§ **PROBLEM REQUIREMENTS**
Output every line exactly as written. Leave out pictures.

§ **AVAILABLE DATA**

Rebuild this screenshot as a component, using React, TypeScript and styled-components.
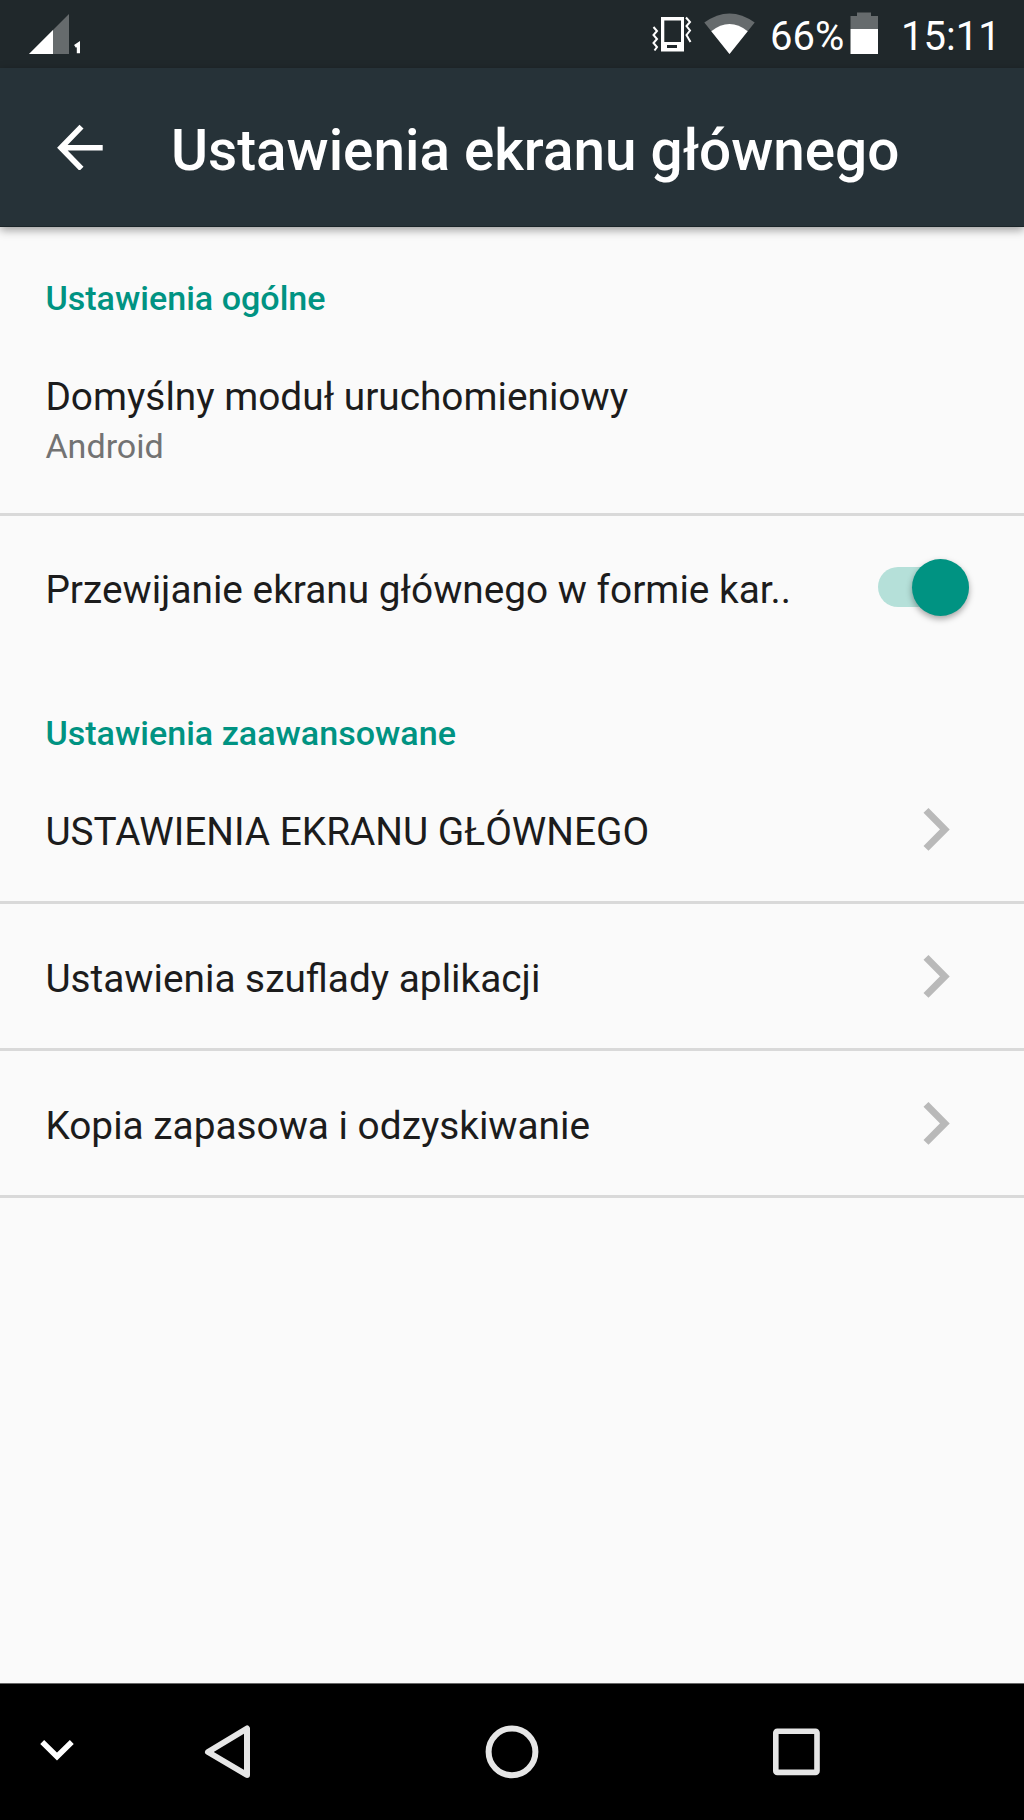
import React from 'react';
import styled, { createGlobalStyle } from 'styled-components';

const Global = createGlobalStyle`
  * { box-sizing: border-box; }
  body { margin: 0; background: #fafafa; font-family: Roboto, "Noto Sans", sans-serif; }
`;

const Screen = styled.div`
  display: flex;
  flex-direction: column;
  width: 1024px;
  height: 1820px;
  overflow: hidden;
  background: #fafafa;
`;

const StatusBar = styled.div`
  display: flex;
  align-items: flex-start;
  justify-content: space-between;
  height: 68px;
  flex: none;
  background: #20282b;
  color: #fff;
`;

const StatusGroup = styled.div`
  display: flex;
  align-items: flex-start;
`;

const StatusText = styled.span<{ $left: number; $width: number }>`
  margin-left: ${p => p.$left}px;
  width: ${p => p.$width}px;
  padding-top: 13px;
  font-size: 40px;
  line-height: 47px;
  white-space: nowrap;
`;

const Icon = styled.svg`
  display: block;
  flex: none;
`;

const AppBar = styled.header`
  display: flex;
  align-items: center;
  position: relative;
  height: 159px;
  flex: none;
  padding-left: 57px;
  background: #263238;
  border-bottom: 1px solid #1b2529;
  box-shadow: 0 3px 9px rgba(0, 0, 0, 0.38);
`;

const Title = styled.h1`
  margin: 8px 0 0 68px;
  color: #fff;
  font-size: 56.65px;
  font-weight: 500;
  line-height: 68px;
  white-space: nowrap;
`;

const Content = styled.main`
  flex: 1;
`;

const SectionTitle = styled.h2<{ $gap?: number }>`
  margin: 0 0 ${p => p.$gap ?? 0}px;
  padding: 51px 45px 0 45.4px;
  color: #009382;
  font-size: 34.1px;
  font-weight: 500;
  line-height: 40px;
`;

const Row = styled.div<{ $height: number; $divided?: boolean }>`
  display: flex;
  align-items: center;
  justify-content: space-between;
  height: ${p => p.$height}px;
  padding: 0 45px 0 45.4px;
  border-bottom: ${p => (p.$divided ? '3px solid #d9d9d9' : 'none')};
`;

const Labels = styled.div<{ $top?: number }>`
  display: flex;
  flex-direction: column;
  gap: 6px;
  padding-top: ${p => p.$top ?? 6}px;
`;

const Label = styled.span`
  color: #1c1c1c;
  font-size: 38.8px;
  line-height: 46px;
  white-space: nowrap;
`;

const Summary = styled.span`
  color: #737373;
  font-size: 34.1px;
  line-height: 40px;
`;

const Track = styled.div`
  display: flex;
  align-items: center;
  justify-content: flex-end;
  width: 91px;
  height: 40px;
  margin: 0 10px 4px 0;
  border-radius: 20px;
  background: #b5e0d9;
`;

const Thumb = styled.div`
  width: 57px;
  height: 57px;
  flex: none;
  border-radius: 50%;
  background: #009382;
  box-shadow: 0 3px 6px rgba(0, 0, 0, 0.35);
`;

const ChevronBox = styled.div`
  padding-right: 29px;
`;

const NavBar = styled.nav`
  display: grid;
  grid-template-columns: 114px 228px 340px 228px 114px;
  height: 137px;
  flex: none;
  background: #000;
  border-top: 1px solid #666;
`;

const Chevron = () => (
  <ChevronBox>
    <Icon width="27" height="44" viewBox="0 0 27 44">
      <path d="M3 3.4L21.8 22.4L3 41.4" fill="none" stroke="#b9b9b9" strokeWidth="7" />
    </Icon>
  </ChevronBox>
);

const LINKS = [
  'USTAWIENIA EKRANU GŁÓWNEGO',
  'Ustawienia szuflady aplikacji',
  'Kopia zapasowa i odzyskiwanie',
];

export default function App() {
  return (
    <Screen>
      <Global />
      <StatusBar>
        <Icon width="100" height="68" viewBox="0 0 100 68">
          <path d="M69 14V54H29Z" fill="#666b6d" />
          <path d="M53 30V54H29Z" fill="#fff" />
          <path d="M75 46.4L78.4 44V53.3" fill="none" stroke="#fff" strokeWidth="3.2" />
        </Icon>
        <StatusGroup>
          <Icon width="118" height="68" viewBox="646 0 118 68">
            <path d="M661 17H684V51.5H661ZM664.3 20.5V42H681V20.5ZM667 45V48H677V45Z" fill="#fff" fillRule="evenodd" />
            <path d="M653.5 27L657 31L653.5 35L657 39L653.5 43L657 47L654.5 50.5M686 17.5L690 22L686.5 26L690 30.5L686.5 35L690.5 42" fill="none" stroke="#fff" strokeWidth="2" />
            <path d="M729.5 54L704.3 22.6Q729.5 4.4 754.7 22.6Z" fill="#666b6d" />
            <path d="M729.5 54L711.3 31.2Q729.5 16.8 747.7 31.2Z" fill="#fff" />
          </Icon>
          <StatusText $left={6} $width={73}>66%</StatusText>
          <Icon width="39" height="68" viewBox="843 0 39 68">
            <path d="M850.5 29V16H857V12.5H871V16H878V29Z" fill="#666b6d" />
            <path d="M850.5 29H878V54H850.5Z" fill="#fff" />
          </Icon>
          <StatusText $left={19} $width={123}>15:11</StatusText>
        </StatusGroup>
      </StatusBar>
      <AppBar>
        <Icon width="46" height="46" viewBox="0 0 46 46">
          <path d="M24.5 2.6L4 23.7L24.5 44.8M4 23.7H45.7" fill="none" stroke="#fff" strokeWidth="5.6" />
        </Icon>
        <Title>Ustawienia ekranu głównego</Title>
      </AppBar>
      <Content>
        <SectionTitle>Ustawienia ogólne</SectionTitle>
        <Row $height={198} $divided>
          <Labels $top={9}>
            <Label>Domyślny moduł uruchomieniowy</Label>
            <Summary>Android</Summary>
          </Labels>
        </Row>
        <Row $height={146}>
          <Labels $top={2}>
            <Label>Przewijanie ekranu głównego w formie kar..</Label>
          </Labels>
          <Track>
            <Thumb />
          </Track>
        </Row>
        <SectionTitle $gap={4}>Ustawienia zaawansowane</SectionTitle>
        {LINKS.map(text => (
          <Row key={text} $height={147} $divided>
            <Labels>
              <Label>{text}</Label>
            </Labels>
            <Chevron />
          </Row>
        ))}
      </Content>
      <NavBar>
        <Icon width="114" height="136" viewBox="0 1684 114 136">
          <path d="M42.2 1742L57 1756.5L71.8 1742" fill="none" stroke="#fff" strokeWidth="5.6" />
        </Icon>
        <Icon width="228" height="136" viewBox="114 1684 228 136">
          <path d="M247 1728.5V1775L208 1752Z" fill="none" stroke="#e6e6e6" strokeWidth="6" strokeLinejoin="round" />
        </Icon>
        <Icon width="340" height="136" viewBox="342 1684 340 136">
          <circle cx="512" cy="1751.8" r="23.4" fill="none" stroke="#e6e6e6" strokeWidth="6" />
        </Icon>
        <Icon width="228" height="136" viewBox="682 1684 228 136">
          <rect x="775.8" y="1731.2" width="41.2" height="41.2" rx="1.5" fill="none" stroke="#e6e6e6" strokeWidth="5.6" />
        </Icon>
      </NavBar>
    </Screen>
  );
}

§ **WORKED SOLUTION**
Rebuild this screenshot as a component, using React, TypeScript and styled-components.
import React from 'react';
import styled, { createGlobalStyle } from 'styled-components';

const Global = createGlobalStyle`
  * { box-sizing: border-box; }
  body { margin: 0; background: #fafafa; font-family: Roboto, "Noto Sans", sans-serif; }
`;

const Screen = styled.div`
  display: flex;
  flex-direction: column;
  width: 1024px;
  height: 1820px;
  overflow: hidden;
  background: #fafafa;
`;

const StatusBar = styled.div`
  display: flex;
  align-items: flex-start;
  justify-content: space-between;
  height: 68px;
  flex: none;
  background: #20282b;
  color: #fff;
`;

const StatusGroup = styled.div`
  display: flex;
  align-items: flex-start;
`;

const StatusText = styled.span<{ $left: number; $width: number }>`
  margin-left: ${p => p.$left}px;
  width: ${p => p.$width}px;
  padding-top: 13px;
  font-size: 40px;
  line-height: 47px;
  white-space: nowrap;
`;

const Icon = styled.svg`
  display: block;
  flex: none;
`;

const AppBar = styled.header`
  display: flex;
  align-items: center;
  position: relative;
  height: 159px;
  flex: none;
  padding-left: 57px;
  background: #263238;
  border-bottom: 1px solid #1b2529;
  box-shadow: 0 3px 9px rgba(0, 0, 0, 0.38);
`;

const Title = styled.h1`
  margin: 8px 0 0 68px;
  color: #fff;
  font-size: 56.65px;
  font-weight: 500;
  line-height: 68px;
  white-space: nowrap;
`;

const Content = styled.main`
  flex: 1;
`;

const SectionTitle = styled.h2<{ $gap?: number }>`
  margin: 0 0 ${p => p.$gap ?? 0}px;
  padding: 51px 45px 0 45.4px;
  color: #009382;
  font-size: 34.1px;
  font-weight: 500;
  line-height: 40px;
`;

const Row = styled.div<{ $height: number; $divided?: boolean }>`
  display: flex;
  align-items: center;
  justify-content: space-between;
  height: ${p => p.$height}px;
  padding: 0 45px 0 45.4px;
  border-bottom: ${p => (p.$divided ? '3px solid #d9d9d9' : 'none')};
`;

const Labels = styled.div<{ $top?: number }>`
  display: flex;
  flex-direction: column;
  gap: 6px;
  padding-top: ${p => p.$top ?? 6}px;
`;

const Label = styled.span`
  color: #1c1c1c;
  font-size: 38.8px;
  line-height: 46px;
  white-space: nowrap;
`;

const Summary = styled.span`
  color: #737373;
  font-size: 34.1px;
  line-height: 40px;
`;

const Track = styled.div`
  display: flex;
  align-items: center;
  justify-content: flex-end;
  width: 91px;
  height: 40px;
  margin: 0 10px 4px 0;
  border-radius: 20px;
  background: #b5e0d9;
`;

const Thumb = styled.div`
  width: 57px;
  height: 57px;
  flex: none;
  border-radius: 50%;
  background: #009382;
  box-shadow: 0 3px 6px rgba(0, 0, 0, 0.35);
`;

const ChevronBox = styled.div`
  padding-right: 29px;
`;

const NavBar = styled.nav`
  display: grid;
  grid-template-columns: 114px 228px 340px 228px 114px;
  height: 137px;
  flex: none;
  background: #000;
  border-top: 1px solid #666;
`;

const Chevron = () => (
  <ChevronBox>
    <Icon width="27" height="44" viewBox="0 0 27 44">
      <path d="M3 3.4L21.8 22.4L3 41.4" fill="none" stroke="#b9b9b9" strokeWidth="7" />
    </Icon>
  </ChevronBox>
);

const LINKS = [
  'USTAWIENIA EKRANU GŁÓWNEGO',
  'Ustawienia szuflady aplikacji',
  'Kopia zapasowa i odzyskiwanie',
];

export default function App() {
  return (
    <Screen>
      <Global />
      <StatusBar>
        <Icon width="100" height="68" viewBox="0 0 100 68">
          <path d="M69 14V54H29Z" fill="#666b6d" />
          <path d="M53 30V54H29Z" fill="#fff" />
          <path d="M75 46.4L78.4 44V53.3" fill="none" stroke="#fff" strokeWidth="3.2" />
        </Icon>
        <StatusGroup>
          <Icon width="118" height="68" viewBox="646 0 118 68">
            <path d="M661 17H684V51.5H661ZM664.3 20.5V42H681V20.5ZM667 45V48H677V45Z" fill="#fff" fillRule="evenodd" />
            <path d="M653.5 27L657 31L653.5 35L657 39L653.5 43L657 47L654.5 50.5M686 17.5L690 22L686.5 26L690 30.5L686.5 35L690.5 42" fill="none" stroke="#fff" strokeWidth="2" />
            <path d="M729.5 54L704.3 22.6Q729.5 4.4 754.7 22.6Z" fill="#666b6d" />
            <path d="M729.5 54L711.3 31.2Q729.5 16.8 747.7 31.2Z" fill="#fff" />
          </Icon>
          <StatusText $left={6} $width={73}>66%</StatusText>
          <Icon width="39" height="68" viewBox="843 0 39 68">
            <path d="M850.5 29V16H857V12.5H871V16H878V29Z" fill="#666b6d" />
            <path d="M850.5 29H878V54H850.5Z" fill="#fff" />
          </Icon>
          <StatusText $left={19} $width={123}>15:11</StatusText>
        </StatusGroup>
      </StatusBar>
      <AppBar>
        <Icon width="46" height="46" viewBox="0 0 46 46">
          <path d="M24.5 2.6L4 23.7L24.5 44.8M4 23.7H45.7" fill="none" stroke="#fff" strokeWidth="5.6" />
        </Icon>
        <Title>Ustawienia ekranu głównego</Title>
      </AppBar>
      <Content>
        <SectionTitle>Ustawienia ogólne</SectionTitle>
        <Row $height={198} $divided>
          <Labels $top={9}>
            <Label>Domyślny moduł uruchomieniowy</Label>
            <Summary>Android</Summary>
          </Labels>
        </Row>
        <Row $height={146}>
          <Labels $top={2}>
            <Label>Przewijanie ekranu głównego w formie kar..</Label>
          </Labels>
          <Track>
            <Thumb />
          </Track>
        </Row>
        <SectionTitle $gap={4}>Ustawienia zaawansowane</SectionTitle>
        {LINKS.map(text => (
          <Row key={text} $height={147} $divided>
            <Labels>
              <Label>{text}</Label>
            </Labels>
            <Chevron />
          </Row>
        ))}
      </Content>
      <NavBar>
        <Icon width="114" height="136" viewBox="0 1684 114 136">
          <path d="M42.2 1742L57 1756.5L71.8 1742" fill="none" stroke="#fff" strokeWidth="5.6" />
        </Icon>
        <Icon width="228" height="136" viewBox="114 1684 228 136">
          <path d="M247 1728.5V1775L208 1752Z" fill="none" stroke="#e6e6e6" strokeWidth="6" strokeLinejoin="round" />
        </Icon>
        <Icon width="340" height="136" viewBox="342 1684 340 136">
          <circle cx="512" cy="1751.8" r="23.4" fill="none" stroke="#e6e6e6" strokeWidth="6" />
        </Icon>
        <Icon width="228" height="136" viewBox="682 1684 228 136">
          <rect x="775.8" y="1731.2" width="41.2" height="41.2" rx="1.5" fill="none" stroke="#e6e6e6" strokeWidth="5.6" />
        </Icon>
      </NavBar>
    </Screen>
  );
}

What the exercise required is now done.